Nel processo si è incastonata la testimonianza di Massimo Ciancimino, il quale riferisce di contatti, già ammessi in più sedi da Mori, con il padre Vito. Secondo Ciancimino jr, quei contatti avevano come obiettivo la sospensione delle stragi in cambio dell’accoglimento delle richieste contenute nel papello. Secondo Mori, invece, quei contatti servirono per acquisire notizie sui clan e per giungere alla cattura dei grandi padrini di Cosa nostra. Mori ha dichiarato in Tribunale che il Ros nutriva parecchie riserve su Riccio e sui suoi metodi d’indagine.

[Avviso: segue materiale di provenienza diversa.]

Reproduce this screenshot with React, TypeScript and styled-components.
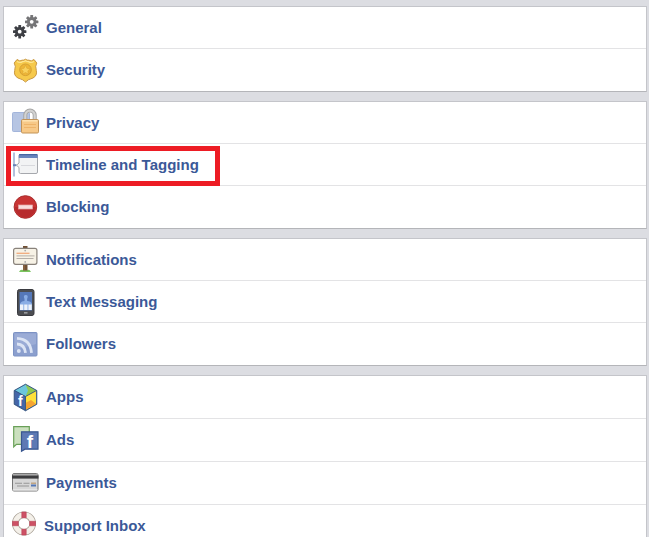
import React from "react";
import styled, { createGlobalStyle } from "styled-components";

const GlobalStyle = createGlobalStyle`
  body {
    margin: 0;
    background: #dcdde2;
    font-family: "Liberation Sans", Arial, sans-serif;
  }
`;

const Menu = styled.nav`
  display: flex;
  flex-direction: column;
  gap: 9px;
  padding: 6px 2px 6px 3px;
`;

const Group = styled.ul`
  list-style: none;
  margin: 0;
  padding: 0;
  background: #fff;
  border: 1px solid #c4c5ca;
  border-bottom-color: #b4b5b9;
`;

const Row = styled.li<{ $tall?: boolean }>`
  position: relative;
  box-sizing: border-box;
  height: ${(p) => (p.$tall ? 43 : 42)}px;
  border-bottom: 1px solid #e3e3e5;

  &:last-child {
    border-bottom-color: transparent;
  }
`;

const RowLink = styled.a<{ $tight?: boolean }>`
  display: flex;
  align-items: center;
  gap: ${(p) => (p.$tight ? 4 : 6)}px;
  padding: 7px 8px;
  height: 27px;
  color: #3b5998;
  font-size: 15px;
  line-height: 20px;
  font-weight: bold;
  text-decoration: none;

  &:hover {
    text-decoration: underline;
  }
`;

const Glyph = styled.svg`
  flex: none;
  width: 28px;
  height: 27px;
  overflow: visible;
`;

const Highlight = styled.span`
  position: absolute;
  box-sizing: border-box;
  left: 2px;
  top: 2px;
  width: 214px;
  height: 40px;
  border: 5px solid #ed1c24;
  pointer-events: none;
  z-index: 1;
`;

const teeth = [0, 45, 90, 135];

function Gear({ x, y, color }: { x: number; y: number; color: string }) {
  return (
    <g transform={`translate(${x} ${y})`}>
      {teeth.map((a) => (
        <rect key={a} x="-1.4" y="-6.7" width="2.8" height="13.4" rx=".5" fill={color} transform={`rotate(${a})`} />
      ))}
      <circle r="4.8" fill={color} />
      <circle r="1.9" fill="#fff" />
    </g>
  );
}

const icons = {
  gears: (
    <>
      <Gear x={7.7} y={17.7} color="#3d3f44" />
      <Gear x={19.7} y={7.8} color="#757577" />
    </>
  ),
  badge: (
    <>
      <path d="M5 3.500Q8 6 10 4.200Q12 4.500 13.500 3.200Q15 4.500 17 4.200Q19 6 22 3.500L24.800 7Q22.800 10 24.300 14.500Q25.500 19.500 21 22Q15.500 23.500 13.500 26Q11.500 23.500 6 22Q1.500 19.500 2.700 14.500Q4.200 10 2.200 7Z" fill="#f6c94b" stroke="#c99740" strokeWidth="1" />
      <path d="M5 5.500Q8 7.300 10.300 5.700Q12 5.700 13.500 4.700Q15 5.700 16.700 5.700Q19 7.300 22 5.500" fill="none" stroke="#fde695" strokeWidth="1.200" />
      <circle cx="13.500" cy="13.800" r="5.800" fill="#eeb637" stroke="#d6a033" />
      <path d="m13.500 9.300 1.400 3 3.300.4-2.400 2.200.6 3.200-2.900-1.600-2.900 1.600.6-3.200-2.400-2.200 3.300-.4Z" fill="#f9d25e" stroke="#d9a02f" strokeWidth=".5" />
    </>
  ),
  lock: (
    <>
      <rect x=".5" y="3.500" width="17" height="19" rx="1" fill="#b6c5e3" stroke="#a3b5db" />
      <path d="M13.300 11V6.300a4.700 4.700 0 0 1 9.400 0V11" fill="none" stroke="#a5a5a5" strokeWidth="4" />
      <path d="M13.300 11V6.300a4.700 4.700 0 0 1 9.400 0V11" fill="none" stroke="#d3d3d2" strokeWidth="2.200" />
      <rect x="9.500" y="10.500" width="17" height="13.500" rx="1.200" fill="#f7c988" stroke="#c29357" />
      <path d="M10.500 11.800h15" stroke="#fde4b5" strokeWidth="1.400" />
      <path d="M12 15.500h12M12 18.500h12" stroke="#eeb46a" />
    </>
  ),
  timeline: (
    <>
      <path d="M2 1.500v24" stroke="#b3c0dc" strokeWidth="2" />
      <path d="M1 14.200h3.500" stroke="#6881b5" strokeWidth="2" />
      <path d="M7 5q0-1.500 1.500-1.500H24q1.500 0 1.500 1.500v16q0 1.500-1.500 1.500H8.500Q7 22.500 7 21v-4.500l-2.500-2.300L7 12Z" fill="#f2f3f4" stroke="#a6a8ad" />
      <path d="M6.800 7V4.500Q7 3 8.500 3H24q1.500 0 1.700 1.500V7Z" fill="#6985bd" />
      <path d="M7 3.700h18.500" stroke="#405f9c" />
      <path d="M9 14.500h14" stroke="#d8d9dd" />
    </>
  ),
  block: (
    <>
      <circle cx="13.400" cy="14" r="11.300" fill="#c93535" stroke="#a92d2d" />
      <path d="M3 14a10.400 10.400 0 0 0 20.800 0Z" fill="#b72b2d" />
      <rect x="6.500" y="12" width="14" height="4" fill="#f9dede" stroke="#e5a6a5" strokeWidth=".7" />
    </>
  ),
  sign: (
    <>
      <path d="M7 26q1.500-3 3.500-2Q13 21.500 15.500 24q2-1 3.500 2Z" fill="#7ac55f" />
      <rect x="11" y="0" width="4.500" height="24.500" fill="#705034" />
      <path d="M12 18v6" stroke="#9a7148" />
      <rect x="1.600" y="2.300" width="23.300" height="16" rx="2" fill="#f7f2e6" stroke="#89827b" strokeWidth="1.200" />
      <path d="M4.500 7.300h13" stroke="#f1aa7c" strokeWidth="1.300" />
      <path d="M4.500 9.900h18M4.500 12.500h17" stroke="#b5afa9" />
      <circle cx="13.200" cy="4.600" r=".9" fill="#aaa" />
      <circle cx="13.200" cy="15.900" r=".9" fill="#aaa" />
    </>
  ),
  phone: (
    <>
      <rect x="5.500" y="1.500" width="16.500" height="26" rx="2" fill="#4c4e52" stroke="#3a3b40" />
      <rect x="7.500" y="4" width="12.500" height="18.500" fill="#5578b9" />
      <path d="M8 22v-6q1-3 4.500-3v-2q-1.700-4 1.300-4t1.300 4v2q4 0 4.900 3v6Z" fill="#89ade5" />
      <path d="M8 16.500h3.300V22H8zm4.200 0h3.300V22h-3.300zm4.200 0h3.300V22h-3.300z" fill="#edf2fa" />
      <rect x="12" y="24" width="3.500" height="1.600" fill="#9a9ca0" />
    </>
  ),
  feed: (
    <>
      <rect x="1.500" y="2.500" width="23.500" height="23.500" rx="1" fill="#8b9fce" stroke="#7c92c4" />
      <path d="M2.500 3.500h21.500V14L2.500 20Z" fill="#9bacd6" />
      <circle cx="6.800" cy="21" r="2" fill="#dce4f4" />
      <path d="M5 14q7.500 0 8.500 8.800M5 8.300Q18.500 9 19.500 22.800" fill="none" stroke="#dce4f4" strokeWidth="2.800" />
    </>
  ),
  cube: (
    <>
      <path d="m13.500 1.200 11.300 6.300v13.800l-11.300 6.500-11.300-6.500V7.500Z" fill="#3a5691" />
      <path d="m13.500 1.500 10.700 6-10.700 6-10.700-6Z" fill="#6cc6dc" />
      <path d="m13.500 1.500 10.700 6-10.700 6 2.500-6Z" fill="#90c950" />
      <path d="M3 7.500 13.500 13.500V27L3 21Z" fill="#4466a8" />
      <path d="M13.500 13.500 24.200 7.500V21L13.500 27Z" fill="#ffe13b" />
      <path d="m13.500 20 5.500-3 5.200 4L13.500 27Z" fill="#f5a432" />
      <path d="m13.500 1.200 11.300 6.300v13.800l-11.300 6.500-11.300-6.500V7.500ZM2.500 7.500l11 6 11-6M13.500 13.500v14" fill="none" stroke="#31547f" strokeWidth=".9" />
      <text x="6" y="22.500" fill="#fff" fontSize="14" fontWeight="bold">f</text>
    </>
  ),
  ads: (
    <>
      <path d="M1.700.7h15.600v17.600H4.500l-2.800 2.500Z" fill="#cbe0be" stroke="#69a058" strokeWidth="1.200" />
      <path d="M9.500 5.800H26v17.400H13l-3.500 2Z" fill="#5d79b4" stroke="#38568f" strokeWidth="1.200" />
      <text x="14.800" y="21.500" fill="#fff" fontSize="19" fontWeight="bold">f</text>
    </>
  ),
  card: (
    <>
      <rect x=".5" y="4.500" width="25.500" height="17.500" rx="1.500" fill="#d7d7d7" stroke="#777" />
      <path d="M1 5.500h24.500" stroke="#aaa" />
      <path d="M0 8h26.500" stroke="#3d3d3f" strokeWidth="3.200" />
      <path d="M3 14.200h7M11.500 14.200h6M5 17h12" stroke="#969696" strokeWidth="1.100" />
      <path d="M19 14.200h5" stroke="#bd9c74" strokeWidth="1.300" />
      <path d="M19 16.500h5" stroke="#5478b7" strokeWidth="2" />
      <path d="M1 21h24.500" stroke="#f2f2f2" />
    </>
  ),
  buoy: (
    <>
      <circle cx="12" cy="11.500" r="8.700" fill="none" stroke="#aaa298" strokeWidth="6.600" />
      <circle cx="12" cy="11.500" r="8.700" fill="none" stroke="#f4f0e9" strokeWidth="5" />
      {[0, 90, 180, 270].map((a) => (
        <path key={a} d="M9.800 0h4.400v5.800H9.800Z" fill="#cd5165" stroke="#b83f54" strokeWidth=".6" transform={`rotate(${a} 12 11.500)`} />
      ))}
    </>
  ),
};

type Item = { label: string; icon: keyof typeof icons; marked?: boolean; tight?: boolean };

const groups: { tall?: boolean; items: Item[] }[] = [
  {
    items: [
      { label: "General", icon: "gears" },
      { label: "Security", icon: "badge" },
    ],
  },
  {
    items: [
      { label: "Privacy", icon: "lock" },
      { label: "Timeline and Tagging", icon: "timeline", marked: true },
      { label: "Blocking", icon: "block" },
    ],
  },
  {
    items: [
      { label: "Notifications", icon: "sign" },
      { label: "Text Messaging", icon: "phone" },
      { label: "Followers", icon: "feed" },
    ],
  },
  {
    tall: true,
    items: [
      { label: "Apps", icon: "cube" },
      { label: "Ads", icon: "ads" },
      { label: "Payments", icon: "card" },
      { label: "Support Inbox", icon: "buoy", tight: true },
    ],
  },
];

export default function App() {
  return (
    <>
      <GlobalStyle />
      <Menu aria-label="Settings">
        {groups.map((group) => (
          <Group key={group.items[0].label}>
            {group.items.map((item) => (
              <Row key={item.label} $tall={group.tall}>
                <RowLink href="#" $tight={item.tight}>
                  <Glyph viewBox="0 0 28 27" aria-hidden="true">
                    {icons[item.icon]}
                  </Glyph>
                  {item.label}
                </RowLink>
                {item.marked && <Highlight />}
              </Row>
            ))}
          </Group>
        ))}
      </Menu>
    </>
  );
}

Dov’è la verità? L’Arma dei Carabinieri è scossa dalle accuse reciproche di Riccio e Mori. Entrambi sono validi militari, fedeli al proprio Paese e sicuri di servirlo al meglio. Ciò che li divide è l’idea del servizio da rendere. L’insanabile contrapposizione tra i due alti ufficiali pone l’Arma in una situazione molto delicata: non importa chi dei due ne uscirà vincitore. I veri perdenti saranno i Carabinieri. Se prevarrà la tesi di Riccio, significherà che Mori ha cospirato per anni contro lo Stato, che avrebbe dovuto difendere e invece è sceso a patti con la mafia. Se sarà Mori a vincere, vorrà dire che Riccio ha manovrato, corroso inchieste molto delicate senza che i suoi superiori ne avessero il benché minimo sospetto.
Il mistero ancora irrisolto di via d’Amelio continua a diffondere questi ed altri veleni.